Some journalists try their hardest, maintaining high standards in mostly uncontroversial fields. Others believe they can change the system from within, and are forced out. Others are unaware of their own malleability (I was), or they become profoundly cynical about their craft. Echoing the fellow travellers of Stalin’s communist party, they insist, as one Murdoch editor once told me, ‘I can honestly say I have never been told what to put in the paper and what to take out of it’.24 The point was that no one had to tell him, and his paper reflected the unshakeable set of assumptions that underpin Western power and prejudice, including those that would lead us, to quote Nicholas Rothwell, into ‘a social and even ideological transformation . . . in the image of a radical philosophy’.
I have attempted throughout the book, to show how closely censorship in the old communist world compares with that in the West today and that only the methods of enforcement differ.
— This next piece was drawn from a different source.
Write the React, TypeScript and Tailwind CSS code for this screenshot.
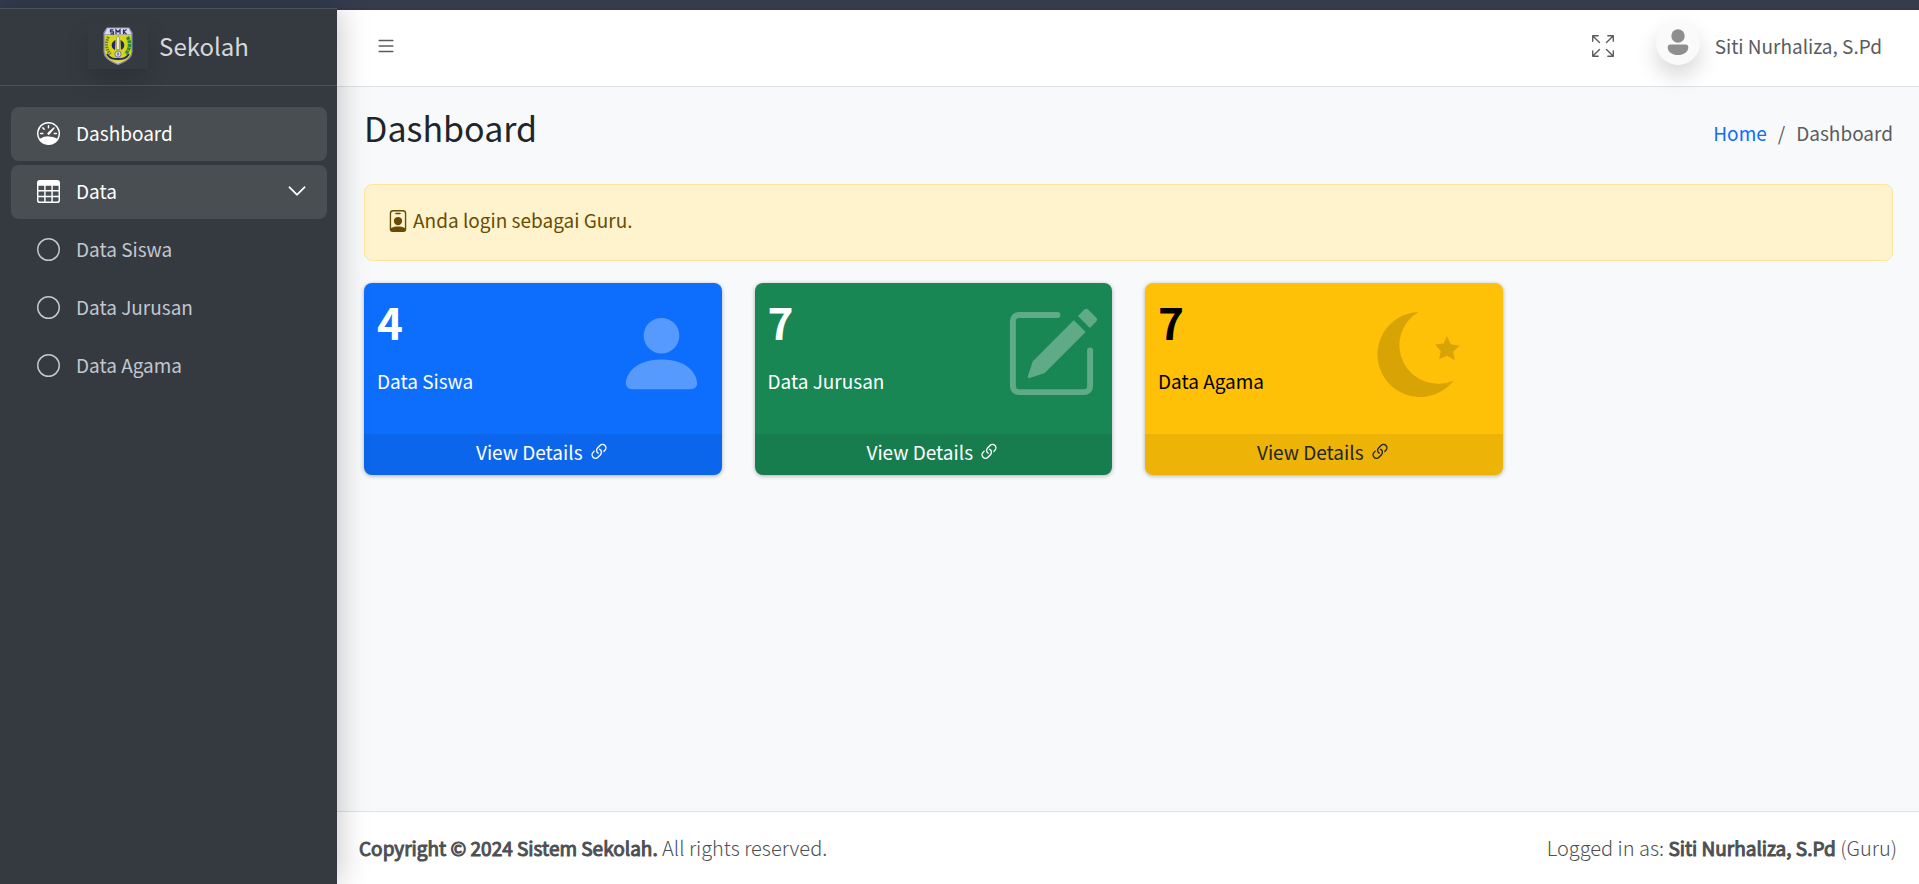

I am reminded of a story recounted by the writer Simon Louvish. A group of Russians touring the United States before the age of glasnost were astonished to find, after reading the newspapers and watching television, that all the opinions on the vital issues were the same. ‘In our country’, they said, ‘to get that result we have a dictatorship, we imprison people, we tear out their fingernails. Here you have none of that. So what’s your secret – how do you do it?’25
In the section ‘Tributes’ I express my admiration for Noam Chomsky, whose formidable analysis has helped many of us to identify how they do it. It was Chomsky who understood the nature of the ‘delusional system’ of one-doctrine democracy and the sophisticated manipulation of public opinion, using the ‘free’ media.
The results of this manipulation are often historic. When President Kennedy declared in the early 1960s that there was a ‘missile gap’ with the Soviet Union, his message was carried without question by the Western media, and the nuclear arms race accelerated. In fact, the opposite was true: America was well ahead in missile development.26 When President Johnson unleashed American bombers on North Vietnam in 1964, he did so after the media had helped him sell to Congress a story that communist gunboats had ‘attacked’ US warships in the ‘Gulf of Tonkin Incident’. There was no attack, no ‘incident’. ‘Hell,’ Johnson is reported to have said in private, ‘those dumb stupid sailors were just shooting at flying fish.’27 Thereafter the American invasion was legitimised, millions of people were killed and a once bountiful land was petrified.